99% of executives say data and AI are top priorities. Sebastian Wernicke, author of the book Data Inspired and a partner at Oxera, likes to sit with that number for a second. You can’t get 99 percent agreement on much of anything. Ask people whether they enjoy music, and you’ll get 98. So somewhere in that survey is an executive who doesn’t care for music but still wants to do more with data.

Then comes the second number. Ask those same executives whether data has genuinely transformed their business, whether it has changed their efficiency or their business model in a way they’d call meaningful, and the figure collapses to about 10 percent. Everyone else describes something smaller. A dashboard they’ve grown comfortable with. An optimization here and there. The occasional new idea.

The usual headline is that most data projects fail. Wernicke thinks that framing misses what’s actually happening.

“Almost everybody’s saying, I’m getting a modest amount of value out of data. But if you ask them, ‘Are you getting transformative change? Is it deeply affecting your efficiency and your business models? Only about 10 percent will say, ‘Yeah, that’s us.’ And everybody else will be saying, well, we’ve been making this a top priority for years, we’ve been pouring billions into this, and all we’re getting is this bit of incrementalism.”

His conclusion is the uncomfortable part. The projects didn’t fail. They worked. They just worked toward the wrong end. “If you’re not happy with your modest increases, you’ll probably just stay the same,” he told me. “And that’s what data made you do.”

I’ve watched this play out with leaders I respect. Capable people who put in real money and years of effort, and ended up with a slightly more efficient version of the company they already were. Wernicke’s book gave me language for why.

Most data strategies rest on a premise so reasonable that nobody questions it. He calls it the data deficit theory. The belief that the only thing standing between your people and better decisions is the right information at the right time. Give them the numbers, and they’ll act differently.

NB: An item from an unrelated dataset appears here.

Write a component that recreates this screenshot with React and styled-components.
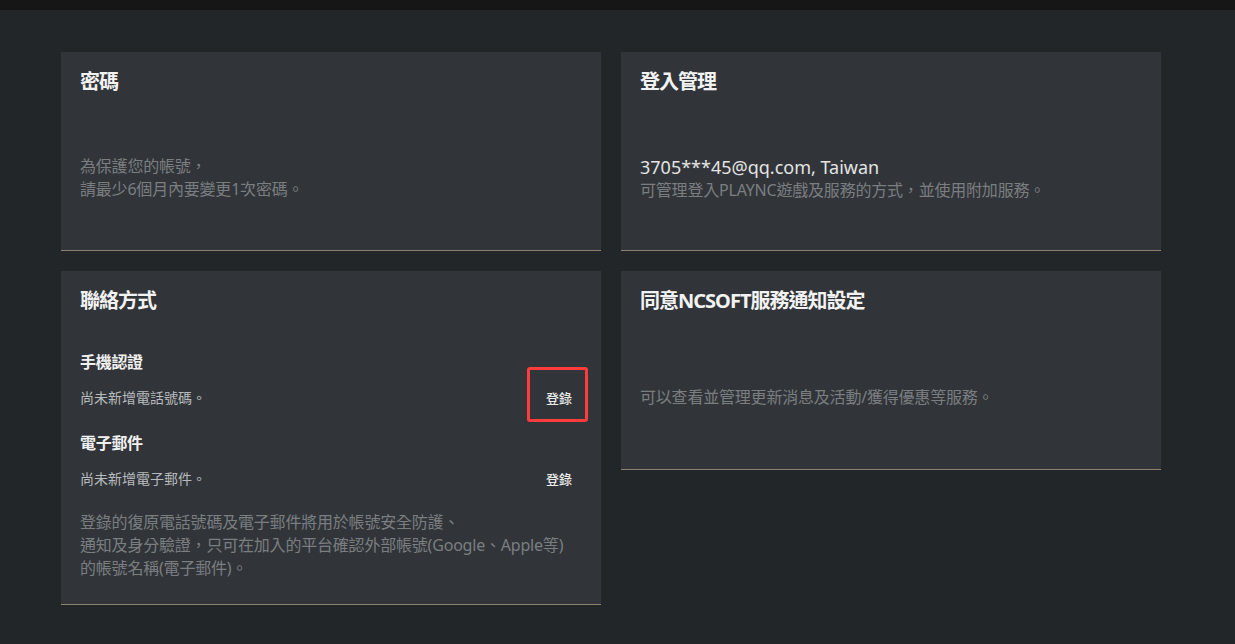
import React from 'react';
import styled, { createGlobalStyle } from 'styled-components';

const GlobalStyle = createGlobalStyle`
  * { box-sizing: border-box; }
  html, body {
    margin: 0;
    padding: 0;
    min-height: 100%;
    background: #232629;
  }
  body {
    font-family: "Noto Sans", "Noto Sans CJK TC", sans-serif;
    color: #e6e6e6;
  }
`;

const Page = styled.div`
  min-height: 100vh;
  background: #232629;
`;

const TopBar = styled.div`
  height: 10px;
  background: #161616;
`;

const Grid = styled.div`
  display: grid;
  grid-template-columns: 540px 540px;
  gap: 20px;
  align-items: start;
  padding: 42px 0 40px 61px;
`;

const Card = styled.section`
  display: flex;
  flex-direction: column;
  background: #313539;
  border-bottom: 1px solid #8a826f;
  padding: 18px 19px 8px;
`;

const Title = styled.h2`
  margin: 0;
  font-size: 20px;
  line-height: 24px;
  font-weight: 700;
  letter-spacing: -1px;
  color: #f2f2f2;
`;

const Body = styled.div`
  display: flex;
  flex-direction: column;
  justify-content: center;
  margin-top: 20px;
  min-height: 128px;
`;

const Desc = styled.p`
  margin: ${(p) => p.$mt || 0}px 0 ${(p) => p.$mb || 0}px;
  font-size: 16px;
  line-height: 23px;
  letter-spacing: -0.2px;
  color: #7b7e81;
`;

const Account = styled.div`
  font-size: 18px;
  line-height: 24px;
  color: #e4e4e4;
`;

const SubTitle = styled.h3`
  margin: ${(p) => p.$mt}px 0 0;
  font-size: 16px;
  line-height: 22px;
  font-weight: 700;
  letter-spacing: -0.3px;
  color: #f0f0f0;
`;

const Row = styled.div`
  display: flex;
  align-items: center;
  justify-content: space-between;
  height: 48px;
`;

const Status = styled.span`
  font-size: 14px;
  color: #b8bbbe;
`;

const RegisterButton = styled.button`
  position: relative;
  height: 48px;
  padding: 0 10px;
  border: none;
  background: transparent;
  font-family: inherit;
  font-size: 13px;
  font-weight: 500;
  color: #ececec;
  cursor: pointer;
`;

// red annotation frame drawn over the first button
const Highlight = styled.span`
  position: absolute;
  top: -6px;
  right: -6px;
  bottom: -1px;
  left: -9px;
  border: 3px solid #ff3b3b;
  border-radius: 3px;
  pointer-events: none;
`;

const App = () => {
  return (
    <>
      <GlobalStyle />
      <Page>
        <TopBar />
        <Grid>
          <Card>
            <Title>密碼</Title>
            <Body>
              <Desc>
                為保護您的帳號，
                <br />
                請最少6個月內要變更1次密碼。
              </Desc>
            </Body>
          </Card>

          <Card>
            <Title>登入管理</Title>
            <Body>
              <Account>3705***45@qq.com, Taiwan</Account>
              <Desc>可管理登入PLAYNC遊戲及服務的方式，並使用附加服務。</Desc>
            </Body>
          </Card>

          <Card>
            <Title>聯絡方式</Title>
            <SubTitle $mt={38}>手機認證</SubTitle>
            <Row>
              <Status>尚未新增電話號碼。</Status>
              <RegisterButton>
                登錄
                <Highlight />
              </RegisterButton>
            </Row>
            <SubTitle $mt={11}>電子郵件</SubTitle>
            <Row>
              <Status>尚未新增電子郵件。</Status>
              <RegisterButton>登錄</RegisterButton>
            </Row>
            <Desc $mt={9} $mb={16}>
              登錄的復原電話號碼及電子郵件將用於帳號安全防護、
              <br />
              通知及身分驗證，只可在加入的平台確認外部帳號(Google、Apple等)
              <br />
              的帳號名稱(電子郵件)。
            </Desc>
          </Card>

          <Card>
            <Title>同意NCSOFT服務通知設定</Title>
            <Body>
              <Desc>可以查看並管理更新消息及活動/獲得優惠等服務。</Desc>
            </Body>
          </Card>
        </Grid>
      </Page>
    </>
  );
};

export default App;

Decades of psychology say otherwise. He points to a Stanford study he traces back to the year he was born, one that took students with strong views on capital punishment and showed them a fabricated body of research, some of it supporting their position, some cutting against it. The point was to see whether conflicting evidence would pull them toward the middle. It pulled them apart instead. People who started in favor became more in favor. The opponents dug in harder. Faced with data that challenged them, they didn’t reconsider. They went looking for reasons to throw it out. As Wernicke describes the reaction, people land on “yeah, don’t trust the source, the data seems sketchy, I’m not gonna do that.”

If that’s how human beings handle inconvenient evidence, and it is, then pouring more data into an organization doesn’t produce better thinking. It produces more ammunition for whatever people already believe. The fix isn’t technical. It’s the slower work of building places where a leader can look at a number that contradicts three years of their own conviction and say out loud that they were wrong, without it costing them anything. That kind of admission doesn’t happen on its own. It happens when leadership makes it safe and treats it as a sign of strength.

Most Decisions Are Made Before the Meeting

There’s a diagram in nearly every business book about decision-making. Understand the situation. Lay out the options. Evaluate them. Pick the best one. Implement. Wernicke includes a version in his book and labels it the typical but wrong model.

It’s wrong because nobody decides this way. He walks through a Stanford experiment in which researchers wired up a monkey’s brain during a simple task and looked for the moment of decision. There wasn’t one. What they saw was noise, a jumble of competing signals that slowly resolved into a clear one, until a few seconds before the monkey acted, the researchers already knew what it would choose. No clean step from option to choice. Just chaos settling into direction.

Organizations work the same way, he argues, and most of us know it from experience. “Most meetings are decided before the meeting,” he said. “Most meetings are decided when you’re not even in the room, because you then have to get other people on board.”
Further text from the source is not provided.